As paragens nas passadeiras para peões, semaforizadas ou não, também podem introduzir buracos na MC e fragilizá-la, mas é uma situação mais fácil de gerir porque a comunicação entre ciclistas e peões é mais próxima, e o cruzamento dos dois fluxos é mais fácil e rápido.
Há dois princípios básicos na MC que raramente precisam de ser sacrificados: 1) não interferir com os transportes públicos (não circular no corredor BUS, não atrapalhar nas paragens, etc) e 2) não prejudicar os peões (não circular pelos passeios, ceder passagem sempre que possível, etc).
De resto, e dado o contexto da MC, muitos ciclistas e trânsito de hora-de-ponta, não há razão para haver problemas. O facto de circularmos em pelotão, com mais que uma fila de bicicletas em cada via, não constitui uma infracção, pela minha interpretação do CE.
O CE diz-nos que:
1) Numa faixa de rodagem em que sejam possíveis 2 ou mais filas de trânsito no mesmo sentido, devemos transitar pela via mais à direita. [Art. 14]
2) Se não houver lugar nessa via ou se quisermos ultrapassar (ou mudar de direcção), podemos usar outra via mais à esquerda. [Art. 14]
3) A ultrapassagem deve fazer-se pela esquerda e de forma a que dela não resulte perigo ou embaraço para o trânsito. [Art. 35 e 36]
4) Todo o condutor deve, sempre que não haja obstáculo que o impeça, facultar a ultrapassagem, desviando-se o mais possível para a direita e não aumentando a velocidade enquanto não for ultrapassado. [Art. 39]
5) Quando o volume de tráfego é tal que todas as vias de trânsito estão ocupadas e a velocidade de cada veículo está condicionada pela dos que o precedem, usar outra via além da mais à direita não é considerado ultrapassagem. [Art. 42]

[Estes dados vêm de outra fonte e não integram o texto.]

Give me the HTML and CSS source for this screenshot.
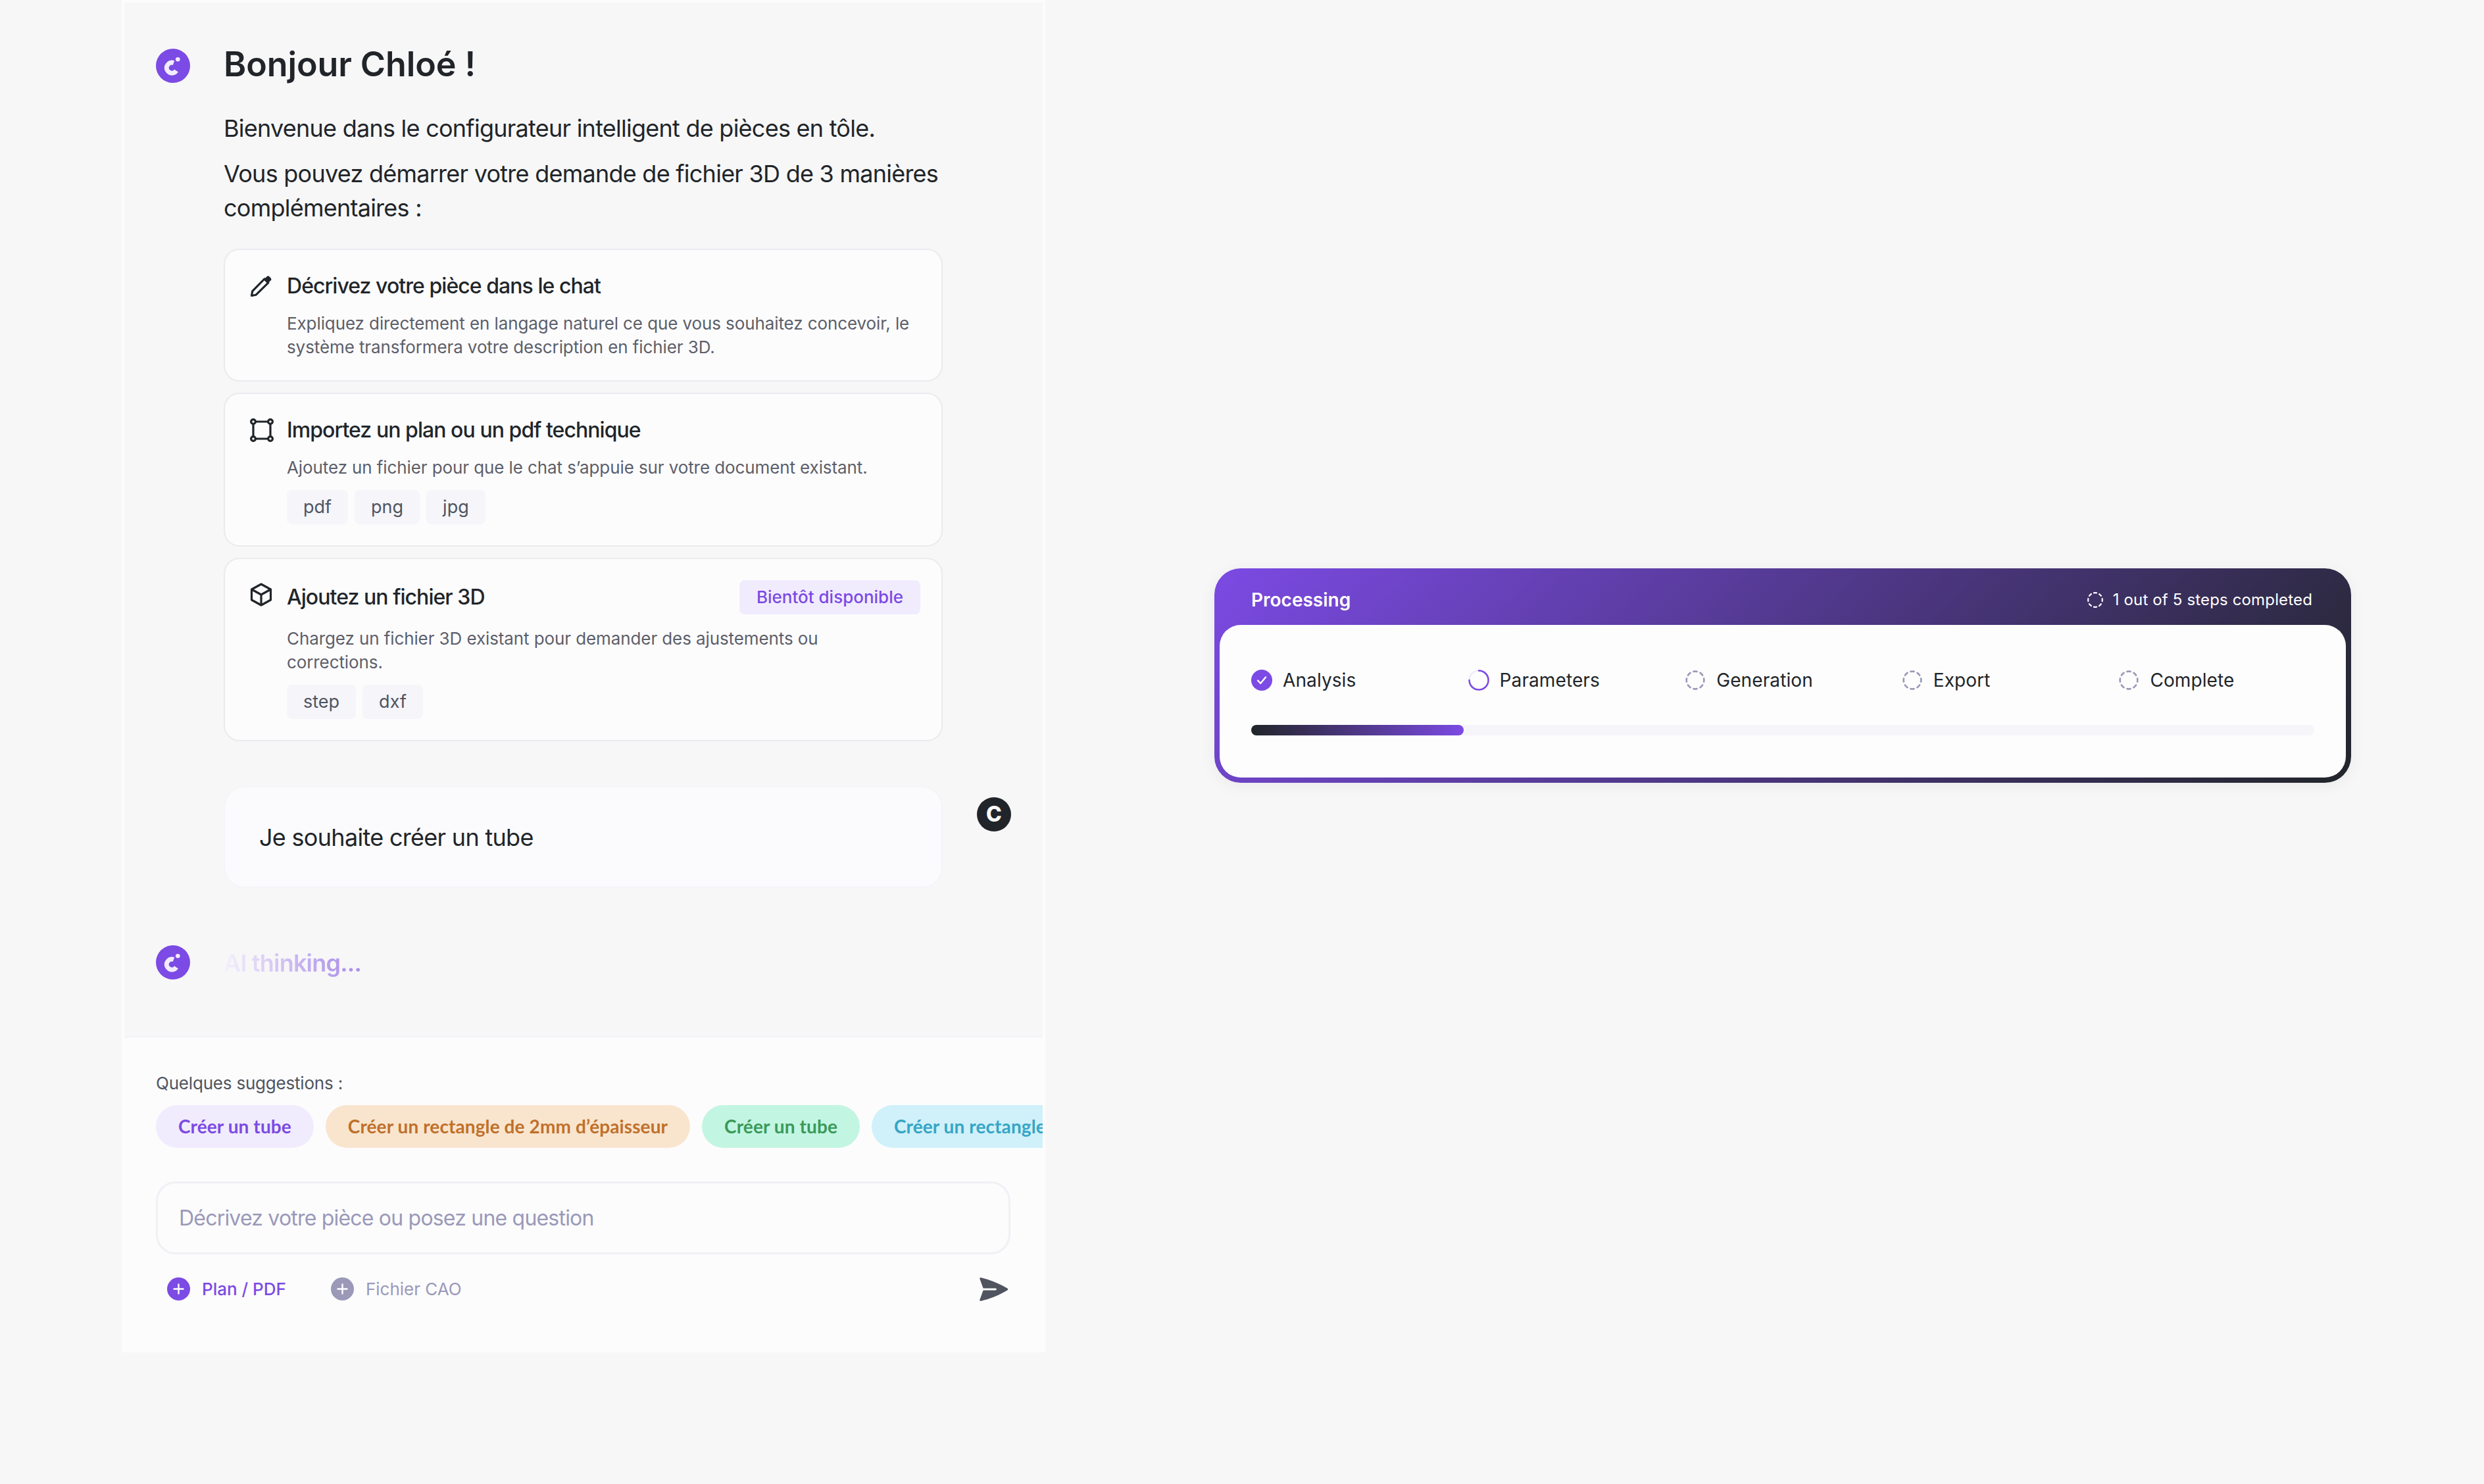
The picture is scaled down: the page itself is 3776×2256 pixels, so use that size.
FILE: index.html
```html
<!doctype html>
<html lang="fr">
  <head>
    <meta charset="UTF-8" />
    <meta name="viewport" content="width=device-width, initial-scale=1.0" />
    <title>Configurateur</title>
    <link rel="stylesheet" href="styles.css">
  </head>
  <body>
    <svg class="sprites" width="0" height="0">
      <symbol id="logo" viewBox="0 0 52 52">
        <path d="M27 21.600A8 8 0 1 0 31 33.500" fill="none" stroke="currentColor" stroke-width="7" />
        <circle cx="33.300" cy="16.300" r="3.300" fill="currentColor" />
      </symbol>
      <symbol id="dashed" viewBox="0 0 24 24">
        <g fill="none" stroke="currentColor" stroke-width="2" stroke-linecap="round" stroke-linejoin="round">
          <path d="M10.1 2.182a10 10 0 0 1 3.8 0" />
          <path d="M13.9 21.818a10 10 0 0 1-3.8 0" />
          <path d="M17.609 3.721a10 10 0 0 1 2.69 2.7" />
          <path d="M2.182 13.9a10 10 0 0 1 0-3.8" />
          <path d="M20.279 17.609a10 10 0 0 1-2.7 2.69" />
          <path d="M21.818 10.1a10 10 0 0 1 0 3.8" />
          <path d="M3.721 6.391a10 10 0 0 1 2.7-2.69" />
          <path d="M6.391 20.279a10 10 0 0 1-2.7-2.69" />
        </g>
      </symbol>
      <symbol id="plus" viewBox="0 0 35 35">
        <circle cx="17.5" cy="17.5" r="17.5" fill="currentColor" />
        <path d="M17.5 10.5v14M10.5 17.5h14" stroke="#fff" stroke-width="2.4" stroke-linecap="round" />
      </symbol>
    </svg>

    <main class="page">
      <section class="chat">
        <div class="messages">
          <div class="message">
            <svg class="avatar avatar-ai"><use href="#logo" /></svg>
            <div class="message-body">
              <h1>Bonjour Chloé !</h1>
              <p class="lead">Bienvenue dans le configurateur intelligent de pièces en tôle.</p>
              <p class="lead">Vous pouvez démarrer votre demande de fichier 3D de 3 manières complémentaires :</p>

              <div class="options">
                <div class="option">
                  <div class="option-head">
                    <svg class="option-icon" viewBox="0 0 34 34">
                      <path d="M2.500 31.500l1.200-6.800L22 6l5.800 5.800L9.200 30.200z" fill="none" stroke="#212529" stroke-width="3.200" stroke-linejoin="round" />
                      <path d="M21 7l4.500-4.500a3 3 0 0 1 4 0l2 2a3 3 0 0 1 0 4L27 13z" fill="#212529" />
                    </svg>
                    <h2>Décrivez votre pièce dans le chat</h2>
                  </div>
                  <p class="option-text">Expliquez directement en langage naturel ce que vous souhaitez concevoir, le système transformera votre description en fichier 3D.</p>
                </div>

                <div class="option">
                  <div class="option-head">
                    <svg class="option-icon option-icon-wide" viewBox="0 0 36 36">
                      <g fill="none" stroke="#212529" stroke-width="3.200">
                        <path d="M8.500 5h19M8.500 31h19M5 8.500v19M31 8.500v19" />
                        <circle cx="5" cy="5" r="3.400" />
                        <circle cx="31" cy="5" r="3.400" />
                        <circle cx="5" cy="31" r="3.400" />
                        <circle cx="31" cy="31" r="3.400" />
                      </g>
                    </svg>
                    <h2>Importez un plan ou un pdf technique</h2>
                  </div>
                  <p class="option-text">Ajoutez un fichier pour que le chat s’appuie sur votre document existant.</p>
                  <div class="tags">
                    <span class="tag">pdf</span>
                    <span class="tag">png</span>
                    <span class="tag">jpg</span>
                  </div>
                </div>

                <div class="option">
                  <div class="option-head option-head-badge">
                    <svg class="option-icon option-icon-cube" viewBox="0 0 34 36">
                      <g fill="none" stroke="#212529" stroke-width="3.200" stroke-linejoin="round">
                        <path d="M17 2l14.500 8v16L17 34 2.500 26V10z" />
                        <path d="M2.500 10L17 18l14.500-8M17 18v16" />
                      </g>
                    </svg>
                    <h2>Ajoutez un fichier 3D</h2>
                    <span class="badge">Bientôt disponible</span>
                  </div>
                  <p class="option-text">Chargez un fichier 3D existant pour demander des ajustements ou corrections.</p>
                  <div class="tags">
                    <span class="tag">step</span>
                    <span class="tag">dxf</span>
                  </div>
                </div>
              </div>
            </div>
          </div>

          <div class="message message-user">
            <div class="bubble">Je souhaite créer un tube</div>
            <div class="avatar avatar-user">C</div>
          </div>

          <div class="message message-thinking">
            <svg class="avatar avatar-ai"><use href="#logo" /></svg>
            <span class="thinking">AI thinking...</span>
          </div>
        </div>

        <div class="composer">
          <div class="suggest-label">Quelques suggestions :</div>
          <div class="chips">
            <span class="chip chip-purple">Créer un tube</span>
            <span class="chip chip-orange">Créer un rectangle de 2mm d’épaisseur</span>
            <span class="chip chip-green">Créer un tube</span>
            <span class="chip chip-blue">Créer un rectangle de 2mm</span>
          </div>
          <div class="input">Décrivez votre pièce ou posez une question</div>
          <div class="actions">
            <span class="action action-on"><svg class="plus"><use href="#plus" /></svg>Plan / PDF</span>
            <span class="action action-off"><svg class="plus"><use href="#plus" /></svg>Fichier CAO</span>
            <svg class="send" viewBox="2.4 2.3 19.700 19.400" preserveAspectRatio="none">
              <path d="M3.478 2.404a.75.75 0 0 0-.926.941l2.432 7.905H13.5a.75.75 0 0 1 0 1.5H4.984l-2.432 7.905a.75.75 0 0 0 .926.94 60.519 60.519 0 0 0 18.445-8.986.75.75 0 0 0 0-1.218A60.517 60.517 0 0 0 3.478 2.404Z" fill="currentColor" />
            </svg>
          </div>
        </div>
      </section>

      <section class="process">
        <div class="process-head">
          <span class="process-title">Processing</span>
          <span class="process-count">
            <svg class="count-icon"><use href="#dashed" /></svg>
            1 out of 5 steps completed
          </span>
        </div>
        <div class="process-body">
          <div class="steps">
            <div class="step">
              <svg class="step-icon" viewBox="0 0 32 32">
                <circle cx="16" cy="16" r="16" fill="#7c4ae4" />
                <path d="M10 16.500l4.300 4.300L22 11.500" fill="none" stroke="#fff" stroke-width="2.400" stroke-linecap="round" stroke-linejoin="round" />
              </svg>
              Analysis
            </div>
            <div class="step">
              <svg class="step-icon" viewBox="0 0 32 32">
                <circle cx="16" cy="16" r="14.500" fill="none" stroke="#efedf8" stroke-width="2.500" />
                <path d="M16 1.500A14.500 14.500 0 1 1 1.500 16" fill="none" stroke="#7c4ae4" stroke-width="2.500" stroke-linecap="round" />
              </svg>
              Parameters
            </div>
            <div class="step">
              <svg class="step-icon step-wait"><use href="#dashed" /></svg>
              Generation
            </div>
            <div class="step">
              <svg class="step-icon step-wait"><use href="#dashed" /></svg>
              Export
            </div>
            <div class="step">
              <svg class="step-icon step-wait"><use href="#dashed" /></svg>
              Complete
            </div>
          </div>
          <div class="track">
            <div class="fill" style="width: 20%"></div>
          </div>
        </div>
      </section>
    </main>
  </body>
</html>
```

FILE: styles.css
```css
* {
  box-sizing: border-box;
}
body {
  margin: 0;
  background: #f7f7f8;
  color: #212529;
  font-family: Inter, "Liberation Sans", sans-serif;
}
h1,
h2,
p {
  margin: 0;
}
.sprites {
  display: block;
  height: 0;
}
.page {
  display: flex;
  align-items: flex-start;
  gap: 257px;
  height: 2256px;
  padding-left: 185px;
  overflow: hidden;
}

/* chat panel */
.chat {
  display: flex;
  flex-direction: column;
  flex: none;
  width: 1404px;
  height: 2056px;
  border: 4px solid #fcfcfd;
  border-bottom: 0;
  background: #fcfcfd;
}
.messages {
  height: 1573px;
  padding: 64px 48px 0;
  border-bottom: 2px solid #f1f1f6;
  background: #f7f7f8;
}
.message {
  display: flex;
  align-items: flex-start;
  gap: 51px;
}
.message-body {
  width: 1093px;
}
.avatar {
  display: block;
  flex: none;
  width: 52px;
  height: 52px;
  border-radius: 50%;
}
.avatar-ai {
  margin-top: 6px;
  background: #7c4ae4;
  color: #f1ecfd;
}
.avatar-user {
  margin-top: 17px;
  background: #212529;
  color: #fff;
  font-size: 32px;
  font-weight: 800;
  line-height: 52px;
  text-align: center;
}
h1 {
  margin-bottom: 41px;
  font-size: 52px;
  font-weight: 600;
  letter-spacing: -0.1px;
  line-height: 60px;
}
.lead {
  margin-bottom: 17px;
  font-size: 36px;
  letter-spacing: -0.75px;
  line-height: 52px;
}
.options {
  display: flex;
  flex-direction: column;
  gap: 17px;
  margin-top: 36px;
}
.option {
  padding: 32px;
  border: 2px solid #ebebef;
  border-radius: 24px;
  background: #fcfcfd;
}
.option-head {
  display: flex;
  align-items: center;
  gap: 22px;
  height: 46px;
  margin-left: 6px;
}
.option-head-badge {
  height: 52px;
}
.option-icon {
  flex: none;
  width: 34px;
  height: 34px;
}
.option-icon-wide {
  width: 36px;
  height: 36px;
  margin-right: -2px;
}
.option-icon-cube {
  height: 36px;
  margin-top: -9px;
}
h2 {
  font-size: 32px;
  font-weight: 500;
  letter-spacing: -0.95px;
  line-height: 46px;
}
.badge {
  margin-left: auto;
  padding: 0 26px;
  border-radius: 8px;
  background: #f1ecfd;
  color: #7c4ae4;
  font-size: 26px;
  font-weight: 500;
  line-height: 52px;
}
.option-text {
  max-width: 955px;
  margin: 16px 0 0 62px;
  color: #5c5f6a;
  font-size: 26px;
  letter-spacing: -0.1px;
  line-height: 36px;
}
.option-head-badge + .option-text {
  margin-top: 19px;
}
.tags {
  display: flex;
  gap: 10px;
  margin: 16px 0 0 62px;
}
.tag {
  padding: 0 25px;
  border-radius: 8px;
  background: #f5f5fa;
  color: #50545f;
  font-size: 27px;
  line-height: 52px;
}

/* user message + thinking */
.message-user {
  justify-content: flex-end;
  gap: 52px;
  margin-top: 68px;
}
.bubble {
  display: flex;
  align-items: center;
  width: 1093px;
  height: 155px;
  padding: 0 52px;
  border: 2px solid #f5f5f9;
  border-radius: 32px;
  background: #fbfbfd;
  font-size: 36px;
  letter-spacing: -0.7px;
}
.message-thinking {
  margin-top: 87px;
}
.message-thinking .avatar-ai {
  margin-top: 0;
}
.thinking {
  padding-top: 2px;
  background: linear-gradient(90deg, #f4f2fb 0%, #c3aef0 60%, #a98ce8 100%);
  -webkit-background-clip: text;
  background-clip: text;
  color: transparent;
  font-size: 36px;
  font-weight: 600;
  letter-spacing: -0.8px;
  line-height: 50px;
}

/* composer */
.composer {
  padding: 53px 0 0 48px;
}
.suggest-label {
  color: #50545f;
  font-size: 26px;
  letter-spacing: -0.2px;
  line-height: 34px;
}
.chips {
  display: flex;
  gap: 18px;
  margin-top: 16px;
  overflow: hidden;
}
.chip {
  flex: none;
  padding: 0 34px;
  border-radius: 33px;
  font-family: Lato, sans-serif;
  font-size: 28px;
  font-weight: 700;
  letter-spacing: 0.1px;
  line-height: 65px;
}
.chip-purple {
  background: #f1ecfd;
  color: #7c4ae4;
}
.chip-orange {
  background: #f9e5ce;
  color: #c0702b;
}
.chip-green {
  background: #c3f5e3;
  color: #3a9a58;
}
.chip-blue {
  background: #d0f0fa;
  color: #35a5c5;
}
.input {
  width: 1299px;
  height: 111px;
  margin-top: 51px;
  padding-left: 32px;
  border: 3px solid #f0f0f5;
  border-radius: 30px;
  color: #9a99b8;
  font-size: 32px;
  letter-spacing: -0.8px;
  line-height: 105px;
}
.actions {
  display: flex;
  align-items: center;
  width: 1299px;
  height: 37px;
  margin-top: 34px;
  padding-left: 17px;
}
.action {
  display: flex;
  align-items: center;
  gap: 18px;
  margin-right: 68px;
  font-size: 26px;
  line-height: 35px;
}
.action-on {
  color: #7c4ae4;
  font-weight: 500;
}
.action-off {
  color: #9a99b8;
}
.plus {
  width: 35px;
  height: 35px;
}
.send {
  width: 43px;
  height: 36px;
  margin-left: auto;
  margin-right: 4px;
  color: #50545f;
}

/* processing card */
.process {
  flex: none;
  width: 1728px;
  height: 326px;
  margin-top: 864px;
  padding: 0 8px 8px;
  border-radius: 40px;
  background: linear-gradient(135deg, #7c4ae4 0%, #212529 100%);
  box-shadow: 0 4px 24px rgba(0, 0, 0, 0.06);
}
.process-head {
  display: flex;
  align-items: center;
  justify-content: space-between;
  height: 86px;
  padding: 9px 51px 0 48px;
  color: #fff;
}
.process-title {
  font-size: 28px;
  font-weight: 600;
}
.process-count {
  display: flex;
  align-items: center;
  gap: 14px;
  font-size: 24px;
  letter-spacing: 0.15px;
}
.count-icon {
  width: 26px;
  height: 26px;
}
.process-body {
  height: 232px;
  padding: 68px 48px 0;
  border-radius: 32px;
  background: #fdfdfd;
}
.steps {
  display: grid;
  grid-template-columns: repeat(5, 1fr);
  gap: 32px;
}
.step {
  display: flex;
  align-items: center;
  gap: 16px;
  font-size: 28px;
  letter-spacing: 0.1px;
  line-height: 32px;
}
.step-icon {
  flex: none;
  width: 32px;
  height: 32px;
}
.step-wait {
  color: #9a99b8;
}
.track {
  height: 16px;
  margin-top: 52px;
  border-radius: 8px;
  background: #f5f5fa;
}
.fill {
  height: 100%;
  border-radius: 8px;
  background: linear-gradient(90deg, #212529 0%, #7c4ae4 100%);
}
```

Posto isto, haver 2 ou 3 filas de bicicletas a circular numa mesma via, em contexto de trânsito (de bicicletas e geral) intenso não me parece que se configure como uma infracção sob o Art. 90. Mas eu não sou jurista para poder dar algo mais que a minha opinião pessoal…
Bom, tudo isto para dizer que, atingi a maturidade como participante da MC. Aprendi a aceitar a contradição intrínseca que ela constitui. A MC são apenas 2 horas nas 730 horas de cada mês. Isso é 0.3 % do tempo. Atrasar os motoristas por 2 ou 5 minutos para nós não ficarmos separados num semáforo não é pedir nada de mais, especialmente à hora de ponta. Se aceitam como se fosse uma inevitabilidade a demora do trânsito devido aos congestionamentos causados pelos automóveis, podem perfeitamente aceitar essa demora pela passagem de bicicletas (por isso a sensibilização feita pelos corkers é essencial).
Antes preocupava-me porque este pequeno abuso poderia dar má imagem aos ciclistas, que já sofrem dela à partida. Hoje acho que a visibilidade que a MC dá aos ciclistas, e a oportunidade única que ela constitui para os ciclistas novatos experimentarem circular pelas estradas na cidade com uma sensação de segurança que não conseguem ter sozinhos, é mais importante que quaisquer outros efeitos colaterais menos positivos.
Quando este paradoxo deixar de ser tolerável é porque a MC já não será precisa, já não fará sentido.